Within the image are a whole host of galaxies. Some interact and some show a clear spiral structure; the collection exhibits a whole range of colors, from cobalt blue to ruby red. The latter are of great interest to Frye.
“We can now observe [in the PEARLS image] an abundance of red disk galaxies, which we think might be red spirals,” Frye said. “This type of galaxy is very interesting because they are analogs of what the Milky Way might have looked like when it was younger.”
The reddening is caused by huge amounts of dust in these galaxies; the dust is the result of rapid formation of massive stars that quickly die in supernova explosions and spill vast amounts of dust into space. Such galaxies are completely hidden from Hubble, but infrared light can pass through the dust and make the galaxies visible to JWST.

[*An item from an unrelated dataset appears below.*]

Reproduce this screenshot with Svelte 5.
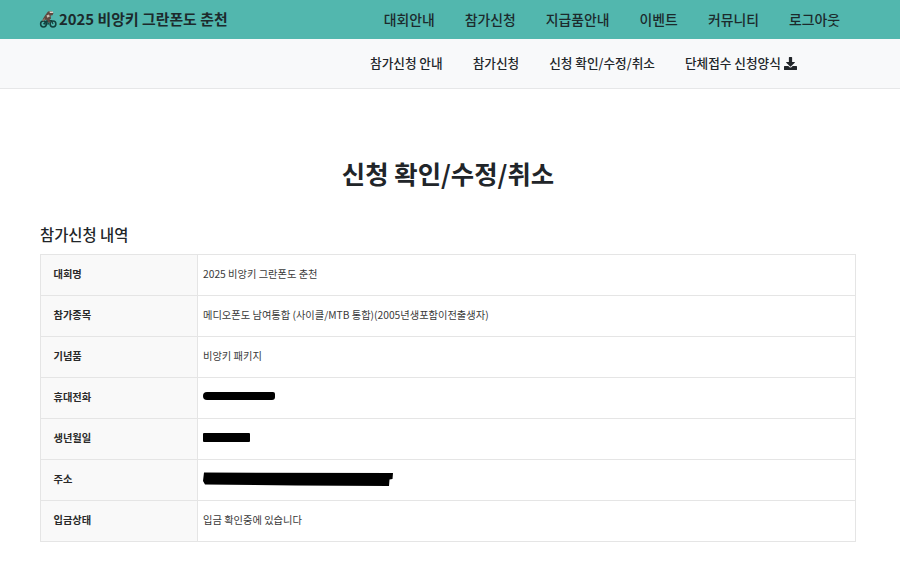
<script>
  const mainNav = ['대회안내', '참가신청', '지급품안내', '이벤트', '커뮤니티', '로그아웃'];
  const subNav = ['참가신청 안내', '참가신청', '신청 확인/수정/취소'];
</script>

<div class="page">
  <header class="top">
    <a class="brand" href="#top">
      <svg class="logo" viewBox="0 0 18 18" width="18" height="18" aria-hidden="true">
        <circle cx="4.500" cy="14" r="2.900" fill="none" stroke="#12403d" stroke-width="1.500" />
        <circle cx="14" cy="14" r="2.900" fill="none" stroke="#12403d" stroke-width="1.500" />
        <path d="M4.500 14 8 10.500h4.500L14 14M8 10.500l1.500 3.500H4.500" fill="none" stroke="#12403d" stroke-width="1.100" />
        <path d="M3.500 9.500 6 5.500 9 1.500l3.500-.5 2 2-1 2.200-2 .3.500 3-1.500 1.500 1 2.500-2 .3-1.500-3-2.500.5z" fill="#5f473f" />
        <path d="M10.500 1.500h3.200l.6 1.500h-3.500z" fill="#ddd6cc" />
        <path d="M7.500 5.500 10 4.500l.8 2-2.500 1.200z" fill="#c9bfb2" />
        <path d="M3 10.500l2.500-2.500 1 1.500-2.500 1.800z" fill="#8a6f62" />
      </svg>
      <span>2025 비앙키 그란폰도 춘천</span>
    </a>
    <nav class="main-nav">
      {#each mainNav as item}
        <a href="#top">{item}</a>
      {/each}
    </nav>
  </header>

  <nav class="sub-nav">
    {#each subNav as item}
      <a href="#top">{item}</a>
    {/each}
    <a href="#top" class="download">
      단체접수 신청양식
      <svg viewBox="0 0 512 512" width="13" height="13" aria-hidden="true">
        <path fill="#212529" d="M216 0h80c13.300 0 24 10.700 24 24v168h87.700c17.800 0 26.700 21.500 14.100 34.100L269.700 378.300c-7.500 7.500-19.800 7.500-27.300 0L90.100 226.100c-12.600-12.600-3.700-34.100 14.100-34.100H192V24c0-13.300 10.700-24 24-24zm296 376v112c0 13.300-10.700 24-24 24H24c-13.300 0-24-10.700-24-24V376c0-13.300 10.700-24 24-24h146.700l49 49c20.100 20.100 52.500 20.100 72.600 0l49-49H488c13.300 0 24 10.700 24 24z" />
      </svg>
    </a>
  </nav>

  <main class="content">
    <h1>신청 확인/수정/취소</h1>
    <h2>참가신청 내역</h2>
    <div class="table">
      <div class="th">대회명</div>
      <div class="td">2025 비앙키 그란폰도 춘천</div>
      <div class="th">참가종목</div>
      <div class="td">메디오폰도 남여통합 (사이클/MTB 통합)(2005년생포함이전출생자)</div>
      <div class="th">기념품</div>
      <div class="td">비앙키 패키지</div>
      <div class="th">휴대전화</div>
      <div class="td"><span class="mask phone"></span></div>
      <div class="th">생년월일</div>
      <div class="td"><span class="mask birth"></span></div>
      <div class="th">주소</div>
      <div class="td">
        <svg class="mask-address" viewBox="0 0 190 15" width="190" height="15" aria-hidden="true">
          <path d="M1 1.500 190 2l-.5 6-3 .5-.5 6.500-93-.500-91-1L0 10z" fill="#000" />
        </svg>
      </div>
      <div class="th">입금상태</div>
      <div class="td">입금 확인중에 있습니다</div>
    </div>
  </main>
</div>

<style>
  :global(body) {
    margin: 0;
    background: #fff;
    font-family: "Noto Sans CJK KR", "Noto Sans", sans-serif;
    color: #212529;
  }

  a {
    color: inherit;
    text-decoration: none;
  }

  .page {
    height: 572px;
    overflow: hidden;
  }

  .top {
    height: 39px;
    box-sizing: border-box;
    padding: 0 60px 2px 39px;
    background: #52b7ae;
    display: flex;
    align-items: center;
    justify-content: space-between;
    color: #1c2a2c;
  }

  .brand {
    display: flex;
    align-items: center;
    gap: 2px;
    font-size: 14.900px;
    font-weight: 700;
  }

  .logo {
    display: block;
  }

  .main-nav {
    display: flex;
    gap: 30px;
    font-size: 13.880px;
    font-weight: 500;
  }

  .sub-nav {
    height: 50px;
    box-sizing: border-box;
    background: #f8f9fa;
    border-bottom: 1px solid #e6e7e8;
    display: flex;
    align-items: center;
    gap: 30px;
    padding: 0 0 2px 370px;
    font-size: 12.650px;
    font-weight: 500;
  }

  .download {
    display: flex;
    align-items: center;
    gap: 3px;
  }

  .download svg {
    margin-top: 2px;
  }

  .content {
    padding: 0 44px 0 40px;
  }

  h1 {
    margin: 0;
    padding-top: 65px;
    text-align: center;
    font-size: 25.400px;
    line-height: 38px;
    font-weight: 700;
    color: #212529;
  }

  h2 {
    margin: 0;
    padding-top: 30px;
    font-size: 15.400px;
    line-height: 24px;
    font-weight: 500;
    color: #212529;
  }

  .table {
    margin-top: 8px;
    display: grid;
    grid-template-columns: 157px 1fr;
    grid-auto-rows: 41px;
    border-top: 1px solid #e5e5e5;
    border-left: 1px solid #e5e5e5;
    border-right: 1px solid #e5e5e5;
  }

  .th,
  .td {
    display: flex;
    align-items: center;
    box-sizing: border-box;
    border-bottom: 1px solid #e5e5e5;
    font-size: 10.250px;
    padding-bottom: 4px;
  }

  .th {
    background: #f9f9f9;
    border-right: 1px solid #e5e5e5;
    padding-left: 12.500px;
    font-weight: 700;
    color: #2a2a2a;
  }

  .td {
    padding-left: 5px;
    color: #3a3a3a;
  }

  .mask {
    display: block;
    background: #000;
  }

  .phone {
    width: 72px;
    height: 8px;
    border-radius: 4px 2px 3px 4px;
  }

  .birth {
    width: 47px;
    height: 9px;
    border-radius: 1px;
  }

  .mask-address {
    display: block;
  }
</style>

“The analogy is a New Year’s Eve fireworks display,” Frye said. “If you have a lot of fireworks going off then eventually they are obscured by dusty smoke.”
The JWST has impressed scientists in the six months that it has been gathering data since becoming fully operational in June, but the real fireworks are still to come with major discoveries awaiting us.
It’s slow going, requiring patience, Frye said. “There’s too much for any one person to be able to study or understand on really short timescales, it’s going to take us a long time to process all the data.”
The results, though, will be worth it.
“It’s going to completely change our understanding of our place in the universe, how the solar system formed and evolved, and how the very first stars and galaxies formed,” Mullally said. “We’ve made great headway with this telescope, and it’s going to do spectacular things.”